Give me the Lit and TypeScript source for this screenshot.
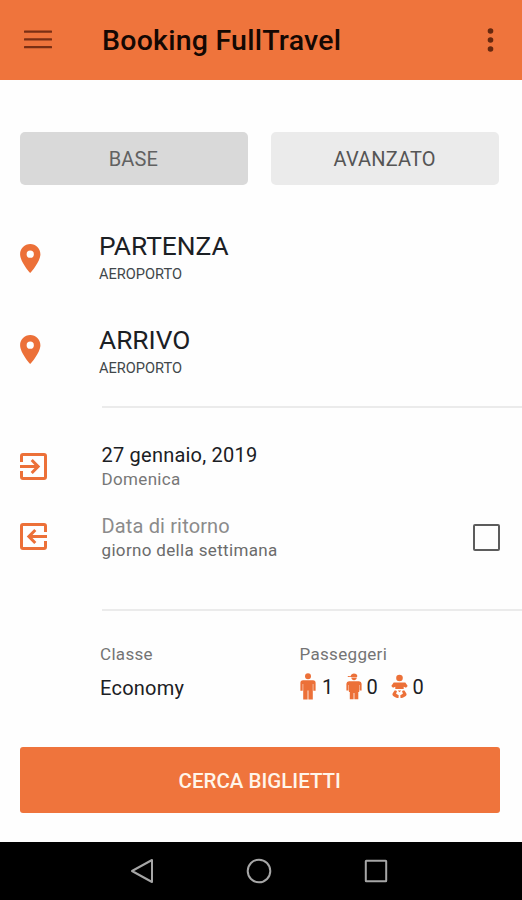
import { LitElement, html, css, svg } from "lit";
import { customElement } from "lit/decorators.js";

const pin = svg`<path d="M12 2C8.13 2 5 5.13 5 9c0 5.25 7 13 7 13s7-7.75 7-13c0-3.87-3.13-7-7-7zm0 9.5a2.5 2.5 0 1 1 0-5 2.5 2.5 0 0 1 0 5z"/>`;
const boxArrow = "M10.09 15.59 11.5 17l5-5-5-5-1.41 1.41L12.67 11H3v2h9.67l-2.58 2.59zM19 3H5a2 2 0 0 0-2 2v4h2V5h14v14H5v-4H3v4a2 2 0 0 0 2 2h14a2 2 0 0 0 2-2V5a2 2 0 0 0-2-2z";

@customElement("app-root")
export class AppRoot extends LitElement {
  static styles = css`
    :host {
      display: flex;
      flex-direction: column;
      width: 522px;
      height: 900px;
      overflow: hidden;
      background: #fefefe;
      color: #1b2024;
      font-family: Roboto, "Liberation Sans", sans-serif;
    }
    * { box-sizing: border-box; }
    svg { display: block; flex: none; }
    .bar {
      display: flex;
      align-items: center;
      height: 80px;
      flex: none;
      padding: 0 28.5px 0 23.5px;
      background: #ef743c;
    }
    .title {
      flex: 1;
      margin: 2px 0 0 50.5px;
      font-size: 28.5px;
      line-height: 34px;
      font-weight: 500;
      letter-spacing: 0.24px;
      color: #140803;
      white-space: nowrap;
    }
    .main { flex: 1; display: flex; flex-direction: column; }
    .tabs {
      display: grid;
      grid-template-columns: 1fr 1fr;
      gap: 23.5px;
      margin: 52px 23px 0 20px;
    }
    .tab {
      height: 52.5px;
      border-radius: 5px;
      background: #ebebeb;
      color: #555;
      font-size: 20px;
      letter-spacing: 0.15px;
      line-height: 54px;
      text-align: center;
      padding-right: 1px;
    }
    .tab.on { background: #d9d9d9; color: #616161; }
    .orange { fill: #ec7038; }
    .places { margin: 46.5px 0 0 20px; height: 175px; }
    .place {
      display: grid;
      grid-template-columns: 79px 1fr;
      height: 93.5px;
    }
    .place .pin { margin-top: 13px; }
    .place:last-child .pin { margin-top: 10.5px; }
    .name { font-size: 26.3px; line-height: 30px; }
    .sub { font-size: 14.6px; line-height: 20px; margin-top: 3px; color: #41474a; }
    .line { height: 2px; margin-left: 102px; background: #ebebeb; flex: none; }
    .dates { height: 200.5px; padding: 34.5px 22.5px 0 20px; }
    .date {
      display: grid;
      grid-template-columns: 81.5px 1fr auto;
      height: 71px;
    }
    .ico { margin-top: 10.5px; }
    .date:last-child .ico { margin-top: 9px; }
    .day { font-size: 20px; line-height: 24px; letter-spacing: 0.22px; }
    .week { font-size: 17px; line-height: 20px; margin-top: 2px; letter-spacing: 0.34px; color: #777; }
    .muted { color: #8b8b8b; letter-spacing: 0.15px; }
    .dark { color: #6b6b6b; }
    .check {
      width: 26.5px;
      height: 26.5px;
      margin-top: 10.5px;
      border: 2.5px solid #5c5c5c;
      border-radius: 2px;
    }
    .opts {
      display: grid;
      grid-template-columns: 199.5px 1fr;
      margin: 33px 0 0 100px;
    }
    .label { font-size: 17px; line-height: 20px; letter-spacing: 0.32px; color: #747474; }
    .value { font-size: 20px; line-height: 24px; letter-spacing: 0.25px; margin-top: 12px; }
    .pax { display: flex; align-items: center; height: 27px; margin-top: 9px; font-size: 20px; line-height: 24px; }
    .n { width: 12px; margin: 2px 0 0 6.5px; }
    .kid { margin-left: 11.5px; }
    .baby { margin-left: 12px; }
    .kid + .n, .baby + .n { margin-left: 5px; }
    .go {
      height: 66px;
      margin: 47px 22.5px 0 20px;
      border-radius: 3px;
      background: #ef743c;
      color: #fff5ea;
      font-size: 20.5px;
      font-weight: 500;
      line-height: 68px;
      text-align: center;
      flex: none;
    }
    .nav {
      display: flex;
      align-items: center;
      justify-content: center;
      gap: 92px;
      height: 58px;
      flex: none;
      padding-right: 4px;
      background: #000;
    }
    .stroke { fill: none; stroke: #a6a6a6; stroke-width: 2; stroke-linejoin: round; }
  `;

  private place(name: string) {
    return html`<div class="place">
      <svg class="pin orange" width="20.5" height="29" viewBox="5 2 14 20">${pin}</svg>
      <div><div class="name">${name}</div><div class="sub">AEROPORTO</div></div>
    </div>`;
  }

  render() {
    return html`
      <header class="bar">
        <svg width="28" height="20" viewBox="0 0 28 20" fill="#7a2f14">
          <rect y="0.4" width="28" height="2.3" rx=".5"/><rect y="8.2" width="28" height="2.3" rx=".5"/><rect y="16" width="28" height="2.3" rx=".5"/>
        </svg>
        <div class="title">Booking FullTravel</div>
        <svg width="7" height="24" viewBox="0 0 7 24" fill="#66280f">
          <circle cx="3.5" cy="3" r="2.8"/><circle cx="3.5" cy="12" r="2.8"/><circle cx="3.5" cy="21" r="2.8"/>
        </svg>
      </header>
      <main class="main">
        <div class="tabs"><div class="tab on">BASE</div><div class="tab">AVANZATO</div></div>
        <div class="places">${this.place("PARTENZA")}${this.place("ARRIVO")}</div>
        <div class="line"></div>
        <div class="dates">
          <div class="date">
            <svg class="ico orange" width="27" height="27" viewBox="3 3 18 18"><path d=${boxArrow}/></svg>
            <div><div class="day">27 gennaio, 2019</div><div class="week">Domenica</div></div>
          </div>
          <div class="date">
            <svg class="ico orange" width="27" height="27" viewBox="3 3 18 18"><path transform="matrix(-1 0 0 1 24 0)" d=${boxArrow}/></svg>
            <div><div class="day muted">Data di ritorno</div><div class="week dark">giorno della settimana</div></div>
            <div class="check"></div>
          </div>
        </div>
        <div class="line"></div>
        <div class="opts">
          <div><div class="label">Classe</div><div class="value">Economy</div></div>
          <div>
            <div class="label">Passeggeri</div>
            <div class="pax">
              <svg class="orange" width="16" height="27" viewBox="0 0 16 27">
                <circle cx="8" cy="3.3" r="3"/>
                <path d="M3 7.2h10a2.6 2.6 0 0 1 2.600 2.600v8h-2.300v-6.800h-.5V26.400H8.400v-9h-.8v9H3.200V11h-.5v6.800H.4v-8A2.600 2.600 0 0 1 3 7.200z"/>
              </svg>
              <span class="n">1</span>
              <svg class="orange kid" width="16" height="27" viewBox="0 0 16 27">
                <path d="M4.600 3.300C5 1.500 6.400.6 8 .6s2.900.9 3.300 2.200l-.2 1.100H1.800v-.9z"/>
                <path d="M5.300 4.600h5.500c-.2 1.700-1.300 2.700-2.800 2.700s-2.500-1-2.700-2.700z"/>
                <path d="M3 8.300h10a2.600 2.600 0 0 1 2.600 2.500v6.800h-2v-5.500h-.4V19h-.9v7.200H8.400V20h-.8v6.200H3.800V19h-.9v-6.900h-.4v5.500H.4v-6.800A2.600 2.600 0 0 1 3 8.300z"/>
              </svg>
              <span class="n">0</span>
              <svg class="orange baby" width="17" height="25" viewBox="0 0 17 25">
                <circle cx="8.500" cy="4" r="3.300"/>
                <path d="M2.700 8.600h11.600l2.400 3.400-1.700 1.800-2.300-1.100v2.400H4.300v-2.400L2 13.800.3 12z"/>
                <path d="M3.900 16.200 6 17.100l-.9 2.600 2.600 1.500-.2 2.900C4.600 24 1.500 21.800 1.400 20.400c0-.8 1.400-3.100 2.500-4.200zM13.100 16.200l-2.100.9.900 2.600-2.600 1.500.2 2.900c2.900-.1 6-2.300 6.100-3.700 0-.8-1.400-3.100-2.500-4.200zM6.800 16.400h3.400L8.500 18.300z"/>
              </svg>
              <span class="n">0</span>
            </div>
          </div>
        </div>
        <div class="go">CERCA BIGLIETTI</div>
      </main>
      <footer class="nav">
        <svg class="stroke" width="24" height="26" viewBox="0 0 24 26"><path d="M22 2v22L2 13z"/></svg>
        <svg class="stroke" width="26" height="26" viewBox="0 0 26 26"><circle cx="13" cy="13" r="11.300"/></svg>
        <svg class="stroke" width="24" height="24" viewBox="0 0 24 24"><rect x="1.800" y="1.800" width="20.400" height="20.400" rx=".5"/></svg>
      </footer>
    `;
  }
}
━━━━━━━━━━━━━━━━
## SET PROBLEM
Search the lines above for the string "this", then show every one that has it.

## ANSWER TO THE EXERCISE
Give me the Lit and TypeScript source for this screenshot.
        <div class="places">${this.place("PARTENZA")}${this.place("ARRIVO")}</div>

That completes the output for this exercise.